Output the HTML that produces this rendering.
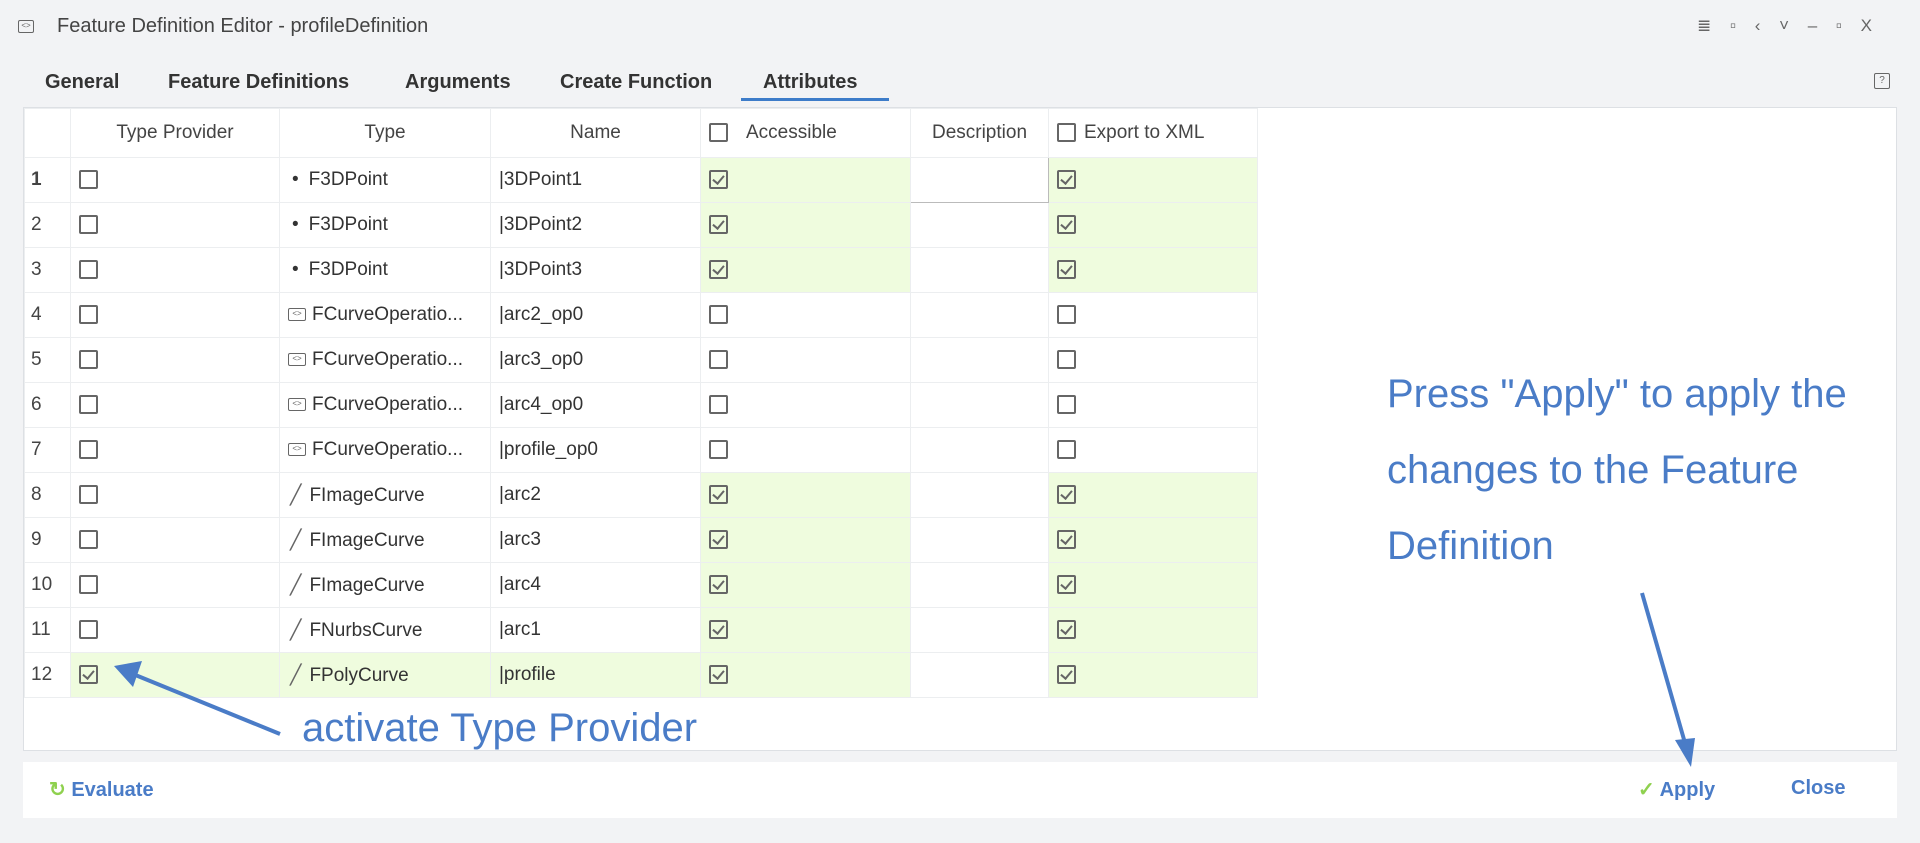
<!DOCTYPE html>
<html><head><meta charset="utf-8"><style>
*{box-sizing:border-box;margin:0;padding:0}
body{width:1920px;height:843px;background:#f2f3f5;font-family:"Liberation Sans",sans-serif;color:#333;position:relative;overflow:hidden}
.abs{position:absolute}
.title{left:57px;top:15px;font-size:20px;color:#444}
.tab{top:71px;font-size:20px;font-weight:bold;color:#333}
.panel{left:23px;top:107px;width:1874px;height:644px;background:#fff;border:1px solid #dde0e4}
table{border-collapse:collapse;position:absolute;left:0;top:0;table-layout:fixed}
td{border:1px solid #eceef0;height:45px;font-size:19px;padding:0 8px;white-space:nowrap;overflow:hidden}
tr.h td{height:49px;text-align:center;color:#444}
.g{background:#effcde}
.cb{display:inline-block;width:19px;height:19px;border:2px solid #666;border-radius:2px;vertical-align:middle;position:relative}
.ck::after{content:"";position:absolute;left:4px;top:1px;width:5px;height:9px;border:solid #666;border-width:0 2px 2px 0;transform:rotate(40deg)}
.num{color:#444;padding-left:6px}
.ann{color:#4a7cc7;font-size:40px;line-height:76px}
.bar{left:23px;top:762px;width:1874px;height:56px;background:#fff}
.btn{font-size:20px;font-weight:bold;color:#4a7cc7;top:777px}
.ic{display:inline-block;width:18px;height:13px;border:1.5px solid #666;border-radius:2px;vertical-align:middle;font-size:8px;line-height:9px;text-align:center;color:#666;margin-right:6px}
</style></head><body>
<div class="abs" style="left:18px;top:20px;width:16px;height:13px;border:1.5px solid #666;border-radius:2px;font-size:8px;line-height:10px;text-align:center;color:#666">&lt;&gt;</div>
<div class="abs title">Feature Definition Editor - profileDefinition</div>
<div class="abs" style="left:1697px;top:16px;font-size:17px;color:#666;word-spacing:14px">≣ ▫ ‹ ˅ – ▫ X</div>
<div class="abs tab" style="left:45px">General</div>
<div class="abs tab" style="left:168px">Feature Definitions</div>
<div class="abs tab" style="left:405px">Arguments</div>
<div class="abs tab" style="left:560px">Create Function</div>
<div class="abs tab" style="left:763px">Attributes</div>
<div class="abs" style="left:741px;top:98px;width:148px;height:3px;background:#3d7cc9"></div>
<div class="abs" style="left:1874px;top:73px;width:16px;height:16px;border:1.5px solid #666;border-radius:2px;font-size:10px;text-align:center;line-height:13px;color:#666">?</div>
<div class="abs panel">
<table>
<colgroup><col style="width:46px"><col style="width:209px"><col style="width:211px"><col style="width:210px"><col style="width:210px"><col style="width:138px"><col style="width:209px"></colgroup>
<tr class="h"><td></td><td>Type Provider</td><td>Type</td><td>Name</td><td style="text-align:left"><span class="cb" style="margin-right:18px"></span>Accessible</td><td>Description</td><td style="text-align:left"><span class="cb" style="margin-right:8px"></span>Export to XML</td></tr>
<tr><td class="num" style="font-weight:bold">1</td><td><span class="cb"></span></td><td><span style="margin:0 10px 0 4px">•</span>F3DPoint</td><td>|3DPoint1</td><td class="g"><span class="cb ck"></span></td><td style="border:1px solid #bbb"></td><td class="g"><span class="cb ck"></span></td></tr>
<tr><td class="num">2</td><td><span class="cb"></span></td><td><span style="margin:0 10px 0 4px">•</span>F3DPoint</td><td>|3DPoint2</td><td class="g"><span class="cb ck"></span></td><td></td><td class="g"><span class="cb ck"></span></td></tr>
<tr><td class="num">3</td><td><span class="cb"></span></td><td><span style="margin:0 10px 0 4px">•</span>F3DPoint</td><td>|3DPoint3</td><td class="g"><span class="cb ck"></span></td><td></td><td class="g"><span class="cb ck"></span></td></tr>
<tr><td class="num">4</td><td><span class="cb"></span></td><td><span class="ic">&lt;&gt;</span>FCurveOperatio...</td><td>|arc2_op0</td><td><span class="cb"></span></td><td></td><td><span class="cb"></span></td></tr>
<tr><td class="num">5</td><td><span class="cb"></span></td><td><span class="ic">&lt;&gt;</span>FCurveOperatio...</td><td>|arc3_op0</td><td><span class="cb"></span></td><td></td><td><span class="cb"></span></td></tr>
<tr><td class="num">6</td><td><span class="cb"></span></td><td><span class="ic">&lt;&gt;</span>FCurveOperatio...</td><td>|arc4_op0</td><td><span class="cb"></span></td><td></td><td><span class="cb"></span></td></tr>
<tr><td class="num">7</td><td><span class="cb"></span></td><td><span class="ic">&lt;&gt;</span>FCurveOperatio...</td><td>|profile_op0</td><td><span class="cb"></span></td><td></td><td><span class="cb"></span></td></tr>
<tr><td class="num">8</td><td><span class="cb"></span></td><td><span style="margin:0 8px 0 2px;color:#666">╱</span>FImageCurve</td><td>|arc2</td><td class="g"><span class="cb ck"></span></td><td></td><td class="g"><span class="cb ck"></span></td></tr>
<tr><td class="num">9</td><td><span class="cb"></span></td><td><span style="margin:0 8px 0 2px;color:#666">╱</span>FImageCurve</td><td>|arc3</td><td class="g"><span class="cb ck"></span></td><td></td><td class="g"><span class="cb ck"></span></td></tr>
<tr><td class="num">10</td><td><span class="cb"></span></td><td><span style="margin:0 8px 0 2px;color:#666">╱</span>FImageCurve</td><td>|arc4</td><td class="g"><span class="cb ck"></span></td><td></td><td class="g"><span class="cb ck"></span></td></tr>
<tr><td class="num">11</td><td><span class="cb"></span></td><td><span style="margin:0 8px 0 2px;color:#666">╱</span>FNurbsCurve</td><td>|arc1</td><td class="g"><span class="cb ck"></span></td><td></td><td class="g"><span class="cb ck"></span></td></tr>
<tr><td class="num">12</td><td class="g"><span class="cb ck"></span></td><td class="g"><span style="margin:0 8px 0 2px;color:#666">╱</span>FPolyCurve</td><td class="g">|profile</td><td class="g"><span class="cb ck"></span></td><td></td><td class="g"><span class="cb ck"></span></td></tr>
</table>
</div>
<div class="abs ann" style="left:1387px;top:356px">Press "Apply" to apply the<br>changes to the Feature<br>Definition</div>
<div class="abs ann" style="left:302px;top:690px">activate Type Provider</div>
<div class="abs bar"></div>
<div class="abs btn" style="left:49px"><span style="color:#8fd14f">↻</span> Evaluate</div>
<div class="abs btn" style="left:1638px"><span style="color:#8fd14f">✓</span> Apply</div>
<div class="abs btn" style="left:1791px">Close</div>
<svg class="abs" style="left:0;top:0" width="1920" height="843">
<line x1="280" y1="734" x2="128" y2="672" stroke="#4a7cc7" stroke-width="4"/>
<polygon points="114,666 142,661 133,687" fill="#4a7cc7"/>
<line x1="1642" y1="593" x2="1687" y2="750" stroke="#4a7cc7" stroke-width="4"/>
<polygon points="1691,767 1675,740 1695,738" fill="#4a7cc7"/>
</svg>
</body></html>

TASK DESCRIPTION
Take the data above and repeat it exactly, leaving each picture out.

SOLUTION TO THIS TASK
Output the HTML that produces this rendering.
<!DOCTYPE html>
<html><head><meta charset="utf-8"><style>
*{box-sizing:border-box;margin:0;padding:0}
body{width:1920px;height:843px;background:#f2f3f5;font-family:"Liberation Sans",sans-serif;color:#333;position:relative;overflow:hidden}
.abs{position:absolute}
.title{left:57px;top:15px;font-size:20px;color:#444}
.tab{top:71px;font-size:20px;font-weight:bold;color:#333}
.panel{left:23px;top:107px;width:1874px;height:644px;background:#fff;border:1px solid #dde0e4}
table{border-collapse:collapse;position:absolute;left:0;top:0;table-layout:fixed}
td{border:1px solid #eceef0;height:45px;font-size:19px;padding:0 8px;white-space:nowrap;overflow:hidden}
tr.h td{height:49px;text-align:center;color:#444}
.g{background:#effcde}
.cb{display:inline-block;width:19px;height:19px;border:2px solid #666;border-radius:2px;vertical-align:middle;position:relative}
.ck::after{content:"";position:absolute;left:4px;top:1px;width:5px;height:9px;border:solid #666;border-width:0 2px 2px 0;transform:rotate(40deg)}
.num{color:#444;padding-left:6px}
.ann{color:#4a7cc7;font-size:40px;line-height:76px}
.bar{left:23px;top:762px;width:1874px;height:56px;background:#fff}
.btn{font-size:20px;font-weight:bold;color:#4a7cc7;top:777px}
.ic{display:inline-block;width:18px;height:13px;border:1.5px solid #666;border-radius:2px;vertical-align:middle;font-size:8px;line-height:9px;text-align:center;color:#666;margin-right:6px}
</style></head><body>
<div class="abs" style="left:18px;top:20px;width:16px;height:13px;border:1.5px solid #666;border-radius:2px;font-size:8px;line-height:10px;text-align:center;color:#666">&lt;&gt;</div>
<div class="abs title">Feature Definition Editor - profileDefinition</div>
<div class="abs" style="left:1697px;top:16px;font-size:17px;color:#666;word-spacing:14px">≣ ▫ ‹ ˅ – ▫ X</div>
<div class="abs tab" style="left:45px">General</div>
<div class="abs tab" style="left:168px">Feature Definitions</div>
<div class="abs tab" style="left:405px">Arguments</div>
<div class="abs tab" style="left:560px">Create Function</div>
<div class="abs tab" style="left:763px">Attributes</div>
<div class="abs" style="left:741px;top:98px;width:148px;height:3px;background:#3d7cc9"></div>
<div class="abs" style="left:1874px;top:73px;width:16px;height:16px;border:1.5px solid #666;border-radius:2px;font-size:10px;text-align:center;line-height:13px;color:#666">?</div>
<div class="abs panel">
<table>
<colgroup><col style="width:46px"><col style="width:209px"><col style="width:211px"><col style="width:210px"><col style="width:210px"><col style="width:138px"><col style="width:209px"></colgroup>
<tr class="h"><td></td><td>Type Provider</td><td>Type</td><td>Name</td><td style="text-align:left"><span class="cb" style="margin-right:18px"></span>Accessible</td><td>Description</td><td style="text-align:left"><span class="cb" style="margin-right:8px"></span>Export to XML</td></tr>
<tr><td class="num" style="font-weight:bold">1</td><td><span class="cb"></span></td><td><span style="margin:0 10px 0 4px">•</span>F3DPoint</td><td>|3DPoint1</td><td class="g"><span class="cb ck"></span></td><td style="border:1px solid #bbb"></td><td class="g"><span class="cb ck"></span></td></tr>
<tr><td class="num">2</td><td><span class="cb"></span></td><td><span style="margin:0 10px 0 4px">•</span>F3DPoint</td><td>|3DPoint2</td><td class="g"><span class="cb ck"></span></td><td></td><td class="g"><span class="cb ck"></span></td></tr>
<tr><td class="num">3</td><td><span class="cb"></span></td><td><span style="margin:0 10px 0 4px">•</span>F3DPoint</td><td>|3DPoint3</td><td class="g"><span class="cb ck"></span></td><td></td><td class="g"><span class="cb ck"></span></td></tr>
<tr><td class="num">4</td><td><span class="cb"></span></td><td><span class="ic">&lt;&gt;</span>FCurveOperatio...</td><td>|arc2_op0</td><td><span class="cb"></span></td><td></td><td><span class="cb"></span></td></tr>
<tr><td class="num">5</td><td><span class="cb"></span></td><td><span class="ic">&lt;&gt;</span>FCurveOperatio...</td><td>|arc3_op0</td><td><span class="cb"></span></td><td></td><td><span class="cb"></span></td></tr>
<tr><td class="num">6</td><td><span class="cb"></span></td><td><span class="ic">&lt;&gt;</span>FCurveOperatio...</td><td>|arc4_op0</td><td><span class="cb"></span></td><td></td><td><span class="cb"></span></td></tr>
<tr><td class="num">7</td><td><span class="cb"></span></td><td><span class="ic">&lt;&gt;</span>FCurveOperatio...</td><td>|profile_op0</td><td><span class="cb"></span></td><td></td><td><span class="cb"></span></td></tr>
<tr><td class="num">8</td><td><span class="cb"></span></td><td><span style="margin:0 8px 0 2px;color:#666">╱</span>FImageCurve</td><td>|arc2</td><td class="g"><span class="cb ck"></span></td><td></td><td class="g"><span class="cb ck"></span></td></tr>
<tr><td class="num">9</td><td><span class="cb"></span></td><td><span style="margin:0 8px 0 2px;color:#666">╱</span>FImageCurve</td><td>|arc3</td><td class="g"><span class="cb ck"></span></td><td></td><td class="g"><span class="cb ck"></span></td></tr>
<tr><td class="num">10</td><td><span class="cb"></span></td><td><span style="margin:0 8px 0 2px;color:#666">╱</span>FImageCurve</td><td>|arc4</td><td class="g"><span class="cb ck"></span></td><td></td><td class="g"><span class="cb ck"></span></td></tr>
<tr><td class="num">11</td><td><span class="cb"></span></td><td><span style="margin:0 8px 0 2px;color:#666">╱</span>FNurbsCurve</td><td>|arc1</td><td class="g"><span class="cb ck"></span></td><td></td><td class="g"><span class="cb ck"></span></td></tr>
<tr><td class="num">12</td><td class="g"><span class="cb ck"></span></td><td class="g"><span style="margin:0 8px 0 2px;color:#666">╱</span>FPolyCurve</td><td class="g">|profile</td><td class="g"><span class="cb ck"></span></td><td></td><td class="g"><span class="cb ck"></span></td></tr>
</table>
</div>
<div class="abs ann" style="left:1387px;top:356px">Press "Apply" to apply the<br>changes to the Feature<br>Definition</div>
<div class="abs ann" style="left:302px;top:690px">activate Type Provider</div>
<div class="abs bar"></div>
<div class="abs btn" style="left:49px"><span style="color:#8fd14f">↻</span> Evaluate</div>
<div class="abs btn" style="left:1638px"><span style="color:#8fd14f">✓</span> Apply</div>
<div class="abs btn" style="left:1791px">Close</div>
<svg class="abs" style="left:0;top:0" width="1920" height="843">
<line x1="280" y1="734" x2="128" y2="672" stroke="#4a7cc7" stroke-width="4"/>
<polygon points="114,666 142,661 133,687" fill="#4a7cc7"/>
<line x1="1642" y1="593" x2="1687" y2="750" stroke="#4a7cc7" stroke-width="4"/>
<polygon points="1691,767 1675,740 1695,738" fill="#4a7cc7"/>
</svg>
</body></html>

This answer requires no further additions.